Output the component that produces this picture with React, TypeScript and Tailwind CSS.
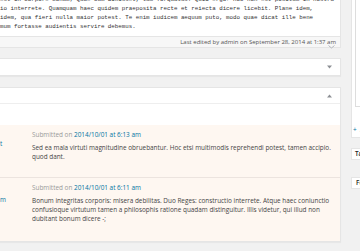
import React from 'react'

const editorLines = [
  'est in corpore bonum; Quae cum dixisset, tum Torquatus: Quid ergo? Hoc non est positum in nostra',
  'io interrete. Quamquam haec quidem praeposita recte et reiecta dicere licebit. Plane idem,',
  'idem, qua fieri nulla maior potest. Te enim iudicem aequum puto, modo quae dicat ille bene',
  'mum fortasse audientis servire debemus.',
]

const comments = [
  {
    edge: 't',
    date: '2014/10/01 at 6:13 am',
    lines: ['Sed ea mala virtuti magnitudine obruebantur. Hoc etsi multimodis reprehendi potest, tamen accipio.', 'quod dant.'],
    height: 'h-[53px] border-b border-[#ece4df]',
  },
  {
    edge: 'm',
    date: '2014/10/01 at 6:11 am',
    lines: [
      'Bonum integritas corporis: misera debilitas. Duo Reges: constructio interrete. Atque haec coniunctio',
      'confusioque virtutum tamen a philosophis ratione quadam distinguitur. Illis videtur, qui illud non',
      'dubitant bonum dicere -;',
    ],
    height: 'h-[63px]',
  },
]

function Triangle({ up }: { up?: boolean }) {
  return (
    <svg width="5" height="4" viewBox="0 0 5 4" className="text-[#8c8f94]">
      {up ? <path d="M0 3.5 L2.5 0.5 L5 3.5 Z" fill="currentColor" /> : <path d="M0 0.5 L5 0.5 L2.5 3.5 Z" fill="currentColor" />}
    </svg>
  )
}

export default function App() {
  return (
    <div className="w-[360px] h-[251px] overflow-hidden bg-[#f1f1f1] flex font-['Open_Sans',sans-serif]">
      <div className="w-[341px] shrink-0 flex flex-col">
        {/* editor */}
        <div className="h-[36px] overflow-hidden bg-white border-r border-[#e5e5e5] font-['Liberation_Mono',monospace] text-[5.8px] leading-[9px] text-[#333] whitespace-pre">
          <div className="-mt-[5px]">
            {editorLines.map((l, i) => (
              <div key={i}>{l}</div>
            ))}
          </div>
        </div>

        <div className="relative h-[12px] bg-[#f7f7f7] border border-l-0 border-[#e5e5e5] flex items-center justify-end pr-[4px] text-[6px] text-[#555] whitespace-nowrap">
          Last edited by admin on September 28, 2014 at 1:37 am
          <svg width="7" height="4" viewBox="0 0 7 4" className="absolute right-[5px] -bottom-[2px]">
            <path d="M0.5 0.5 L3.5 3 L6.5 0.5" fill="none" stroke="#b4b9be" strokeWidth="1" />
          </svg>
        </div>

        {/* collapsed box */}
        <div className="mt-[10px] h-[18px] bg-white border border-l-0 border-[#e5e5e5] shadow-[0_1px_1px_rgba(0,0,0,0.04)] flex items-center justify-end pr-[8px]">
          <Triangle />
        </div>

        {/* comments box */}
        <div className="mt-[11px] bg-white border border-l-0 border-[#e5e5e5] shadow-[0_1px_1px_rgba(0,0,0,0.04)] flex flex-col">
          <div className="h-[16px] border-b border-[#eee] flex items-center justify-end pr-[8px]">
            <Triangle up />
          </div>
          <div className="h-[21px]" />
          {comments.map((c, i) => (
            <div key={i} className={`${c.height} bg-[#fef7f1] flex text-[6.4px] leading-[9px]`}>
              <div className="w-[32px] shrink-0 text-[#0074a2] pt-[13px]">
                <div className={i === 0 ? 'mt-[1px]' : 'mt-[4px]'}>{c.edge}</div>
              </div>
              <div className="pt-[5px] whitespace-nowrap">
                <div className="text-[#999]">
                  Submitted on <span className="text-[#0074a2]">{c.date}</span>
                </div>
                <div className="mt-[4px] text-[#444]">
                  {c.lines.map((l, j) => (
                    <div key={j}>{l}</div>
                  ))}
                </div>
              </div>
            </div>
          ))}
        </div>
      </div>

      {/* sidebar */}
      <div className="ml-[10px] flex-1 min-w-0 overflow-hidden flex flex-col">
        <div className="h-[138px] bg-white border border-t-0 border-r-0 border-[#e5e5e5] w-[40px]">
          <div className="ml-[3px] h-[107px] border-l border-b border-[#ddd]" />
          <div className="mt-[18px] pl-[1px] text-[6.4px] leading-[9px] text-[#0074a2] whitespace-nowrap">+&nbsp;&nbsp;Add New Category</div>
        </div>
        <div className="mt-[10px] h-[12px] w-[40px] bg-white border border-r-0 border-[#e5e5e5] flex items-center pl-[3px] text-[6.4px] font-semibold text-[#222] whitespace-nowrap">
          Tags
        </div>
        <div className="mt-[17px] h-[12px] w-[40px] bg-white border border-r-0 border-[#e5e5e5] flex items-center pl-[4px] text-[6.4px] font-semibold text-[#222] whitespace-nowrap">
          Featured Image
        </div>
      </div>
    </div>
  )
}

- **Given request**: Retype the listing exactly. Pictures do not belong in the copy.

- **Solution to the problem**:
Output the component that produces this picture with React, TypeScript and Tailwind CSS.
import React from 'react'

const editorLines = [
  'est in corpore bonum; Quae cum dixisset, tum Torquatus: Quid ergo? Hoc non est positum in nostra',
  'io interrete. Quamquam haec quidem praeposita recte et reiecta dicere licebit. Plane idem,',
  'idem, qua fieri nulla maior potest. Te enim iudicem aequum puto, modo quae dicat ille bene',
  'mum fortasse audientis servire debemus.',
]

const comments = [
  {
    edge: 't',
    date: '2014/10/01 at 6:13 am',
    lines: ['Sed ea mala virtuti magnitudine obruebantur. Hoc etsi multimodis reprehendi potest, tamen accipio.', 'quod dant.'],
    height: 'h-[53px] border-b border-[#ece4df]',
  },
  {
    edge: 'm',
    date: '2014/10/01 at 6:11 am',
    lines: [
      'Bonum integritas corporis: misera debilitas. Duo Reges: constructio interrete. Atque haec coniunctio',
      'confusioque virtutum tamen a philosophis ratione quadam distinguitur. Illis videtur, qui illud non',
      'dubitant bonum dicere -;',
    ],
    height: 'h-[63px]',
  },
]

function Triangle({ up }: { up?: boolean }) {
  return (
    <svg width="5" height="4" viewBox="0 0 5 4" className="text-[#8c8f94]">
      {up ? <path d="M0 3.5 L2.5 0.5 L5 3.5 Z" fill="currentColor" /> : <path d="M0 0.5 L5 0.5 L2.5 3.5 Z" fill="currentColor" />}
    </svg>
  )
}

export default function App() {
  return (
    <div className="w-[360px] h-[251px] overflow-hidden bg-[#f1f1f1] flex font-['Open_Sans',sans-serif]">
      <div className="w-[341px] shrink-0 flex flex-col">
        {/* editor */}
        <div className="h-[36px] overflow-hidden bg-white border-r border-[#e5e5e5] font-['Liberation_Mono',monospace] text-[5.8px] leading-[9px] text-[#333] whitespace-pre">
          <div className="-mt-[5px]">
            {editorLines.map((l, i) => (
              <div key={i}>{l}</div>
            ))}
          </div>
        </div>

        <div className="relative h-[12px] bg-[#f7f7f7] border border-l-0 border-[#e5e5e5] flex items-center justify-end pr-[4px] text-[6px] text-[#555] whitespace-nowrap">
          Last edited by admin on September 28, 2014 at 1:37 am
          <svg width="7" height="4" viewBox="0 0 7 4" className="absolute right-[5px] -bottom-[2px]">
            <path d="M0.5 0.5 L3.5 3 L6.5 0.5" fill="none" stroke="#b4b9be" strokeWidth="1" />
          </svg>
        </div>

        {/* collapsed box */}
        <div className="mt-[10px] h-[18px] bg-white border border-l-0 border-[#e5e5e5] shadow-[0_1px_1px_rgba(0,0,0,0.04)] flex items-center justify-end pr-[8px]">
          <Triangle />
        </div>

        {/* comments box */}
        <div className="mt-[11px] bg-white border border-l-0 border-[#e5e5e5] shadow-[0_1px_1px_rgba(0,0,0,0.04)] flex flex-col">
          <div className="h-[16px] border-b border-[#eee] flex items-center justify-end pr-[8px]">
            <Triangle up />
          </div>
          <div className="h-[21px]" />
          {comments.map((c, i) => (
            <div key={i} className={`${c.height} bg-[#fef7f1] flex text-[6.4px] leading-[9px]`}>
              <div className="w-[32px] shrink-0 text-[#0074a2] pt-[13px]">
                <div className={i === 0 ? 'mt-[1px]' : 'mt-[4px]'}>{c.edge}</div>
              </div>
              <div className="pt-[5px] whitespace-nowrap">
                <div className="text-[#999]">
                  Submitted on <span className="text-[#0074a2]">{c.date}</span>
                </div>
                <div className="mt-[4px] text-[#444]">
                  {c.lines.map((l, j) => (
                    <div key={j}>{l}</div>
                  ))}
                </div>
              </div>
            </div>
          ))}
        </div>
      </div>

      {/* sidebar */}
      <div className="ml-[10px] flex-1 min-w-0 overflow-hidden flex flex-col">
        <div className="h-[138px] bg-white border border-t-0 border-r-0 border-[#e5e5e5] w-[40px]">
          <div className="ml-[3px] h-[107px] border-l border-b border-[#ddd]" />
          <div className="mt-[18px] pl-[1px] text-[6.4px] leading-[9px] text-[#0074a2] whitespace-nowrap">+&nbsp;&nbsp;Add New Category</div>
        </div>
        <div className="mt-[10px] h-[12px] w-[40px] bg-white border border-r-0 border-[#e5e5e5] flex items-center pl-[3px] text-[6.4px] font-semibold text-[#222] whitespace-nowrap">
          Tags
        </div>
        <div className="mt-[17px] h-[12px] w-[40px] bg-white border border-r-0 border-[#e5e5e5] flex items-center pl-[4px] text-[6.4px] font-semibold text-[#222] whitespace-nowrap">
          Featured Image
        </div>
      </div>
    </div>
  )
}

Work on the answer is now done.